#### [WHAT THE TASK REQUIRES]
Restate the data word for word and leave the images out.

#### [INFORMATION PROVIDED]
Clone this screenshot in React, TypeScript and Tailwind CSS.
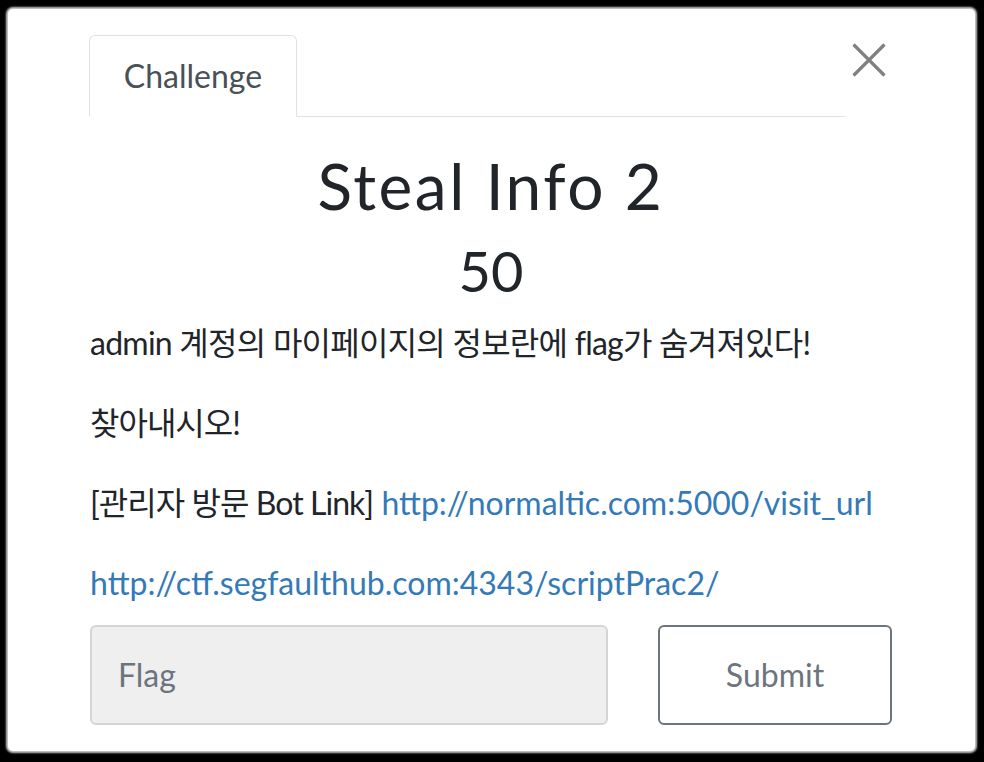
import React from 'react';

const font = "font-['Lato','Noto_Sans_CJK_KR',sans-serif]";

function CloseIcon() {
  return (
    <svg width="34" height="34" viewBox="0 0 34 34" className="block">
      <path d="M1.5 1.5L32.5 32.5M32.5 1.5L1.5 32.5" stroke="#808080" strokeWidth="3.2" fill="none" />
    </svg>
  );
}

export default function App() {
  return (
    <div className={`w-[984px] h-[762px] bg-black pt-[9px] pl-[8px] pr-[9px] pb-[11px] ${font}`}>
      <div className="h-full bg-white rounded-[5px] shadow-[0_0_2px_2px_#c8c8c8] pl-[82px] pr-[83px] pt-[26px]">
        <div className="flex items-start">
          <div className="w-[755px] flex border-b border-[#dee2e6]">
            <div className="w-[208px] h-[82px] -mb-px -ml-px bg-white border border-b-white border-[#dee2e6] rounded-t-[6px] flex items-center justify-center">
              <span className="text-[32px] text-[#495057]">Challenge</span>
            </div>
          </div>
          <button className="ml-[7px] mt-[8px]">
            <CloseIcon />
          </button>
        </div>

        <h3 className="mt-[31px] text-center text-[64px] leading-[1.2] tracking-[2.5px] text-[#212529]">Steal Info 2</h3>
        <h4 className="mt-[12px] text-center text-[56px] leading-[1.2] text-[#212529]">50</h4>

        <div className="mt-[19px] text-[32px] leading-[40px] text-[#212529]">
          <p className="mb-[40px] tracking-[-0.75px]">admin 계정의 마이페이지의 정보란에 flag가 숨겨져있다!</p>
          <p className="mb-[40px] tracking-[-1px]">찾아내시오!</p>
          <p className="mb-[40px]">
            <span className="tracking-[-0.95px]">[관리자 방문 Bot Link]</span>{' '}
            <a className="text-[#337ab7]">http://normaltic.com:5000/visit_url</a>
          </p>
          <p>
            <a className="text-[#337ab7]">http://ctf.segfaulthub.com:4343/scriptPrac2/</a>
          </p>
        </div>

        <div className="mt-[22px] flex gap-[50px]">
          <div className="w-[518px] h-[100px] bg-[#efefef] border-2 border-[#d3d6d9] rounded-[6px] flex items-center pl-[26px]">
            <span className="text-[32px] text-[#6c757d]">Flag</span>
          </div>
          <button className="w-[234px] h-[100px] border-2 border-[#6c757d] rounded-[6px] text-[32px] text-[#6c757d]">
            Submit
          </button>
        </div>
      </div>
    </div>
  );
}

#### [EXPECTED OUTPUT]
Clone this screenshot in React, TypeScript and Tailwind CSS.
import React from 'react';

const font = "font-['Lato','Noto_Sans_CJK_KR',sans-serif]";

function CloseIcon() {
  return (
    <svg width="34" height="34" viewBox="0 0 34 34" className="block">
      <path d="M1.5 1.5L32.5 32.5M32.5 1.5L1.5 32.5" stroke="#808080" strokeWidth="3.2" fill="none" />
    </svg>
  );
}

export default function App() {
  return (
    <div className={`w-[984px] h-[762px] bg-black pt-[9px] pl-[8px] pr-[9px] pb-[11px] ${font}`}>
      <div className="h-full bg-white rounded-[5px] shadow-[0_0_2px_2px_#c8c8c8] pl-[82px] pr-[83px] pt-[26px]">
        <div className="flex items-start">
          <div className="w-[755px] flex border-b border-[#dee2e6]">
            <div className="w-[208px] h-[82px] -mb-px -ml-px bg-white border border-b-white border-[#dee2e6] rounded-t-[6px] flex items-center justify-center">
              <span className="text-[32px] text-[#495057]">Challenge</span>
            </div>
          </div>
          <button className="ml-[7px] mt-[8px]">
            <CloseIcon />
          </button>
        </div>

        <h3 className="mt-[31px] text-center text-[64px] leading-[1.2] tracking-[2.5px] text-[#212529]">Steal Info 2</h3>
        <h4 className="mt-[12px] text-center text-[56px] leading-[1.2] text-[#212529]">50</h4>

        <div className="mt-[19px] text-[32px] leading-[40px] text-[#212529]">
          <p className="mb-[40px] tracking-[-0.75px]">admin 계정의 마이페이지의 정보란에 flag가 숨겨져있다!</p>
          <p className="mb-[40px] tracking-[-1px]">찾아내시오!</p>
          <p className="mb-[40px]">
            <span className="tracking-[-0.95px]">[관리자 방문 Bot Link]</span>{' '}
            <a className="text-[#337ab7]">http://normaltic.com:5000/visit_url</a>
          </p>
          <p>
            <a className="text-[#337ab7]">http://ctf.segfaulthub.com:4343/scriptPrac2/</a>
          </p>
        </div>

        <div className="mt-[22px] flex gap-[50px]">
          <div className="w-[518px] h-[100px] bg-[#efefef] border-2 border-[#d3d6d9] rounded-[6px] flex items-center pl-[26px]">
            <span className="text-[32px] text-[#6c757d]">Flag</span>
          </div>
          <button className="w-[234px] h-[100px] border-2 border-[#6c757d] rounded-[6px] text-[32px] text-[#6c757d]">
            Submit
          </button>
        </div>
      </div>
    </div>
  );
}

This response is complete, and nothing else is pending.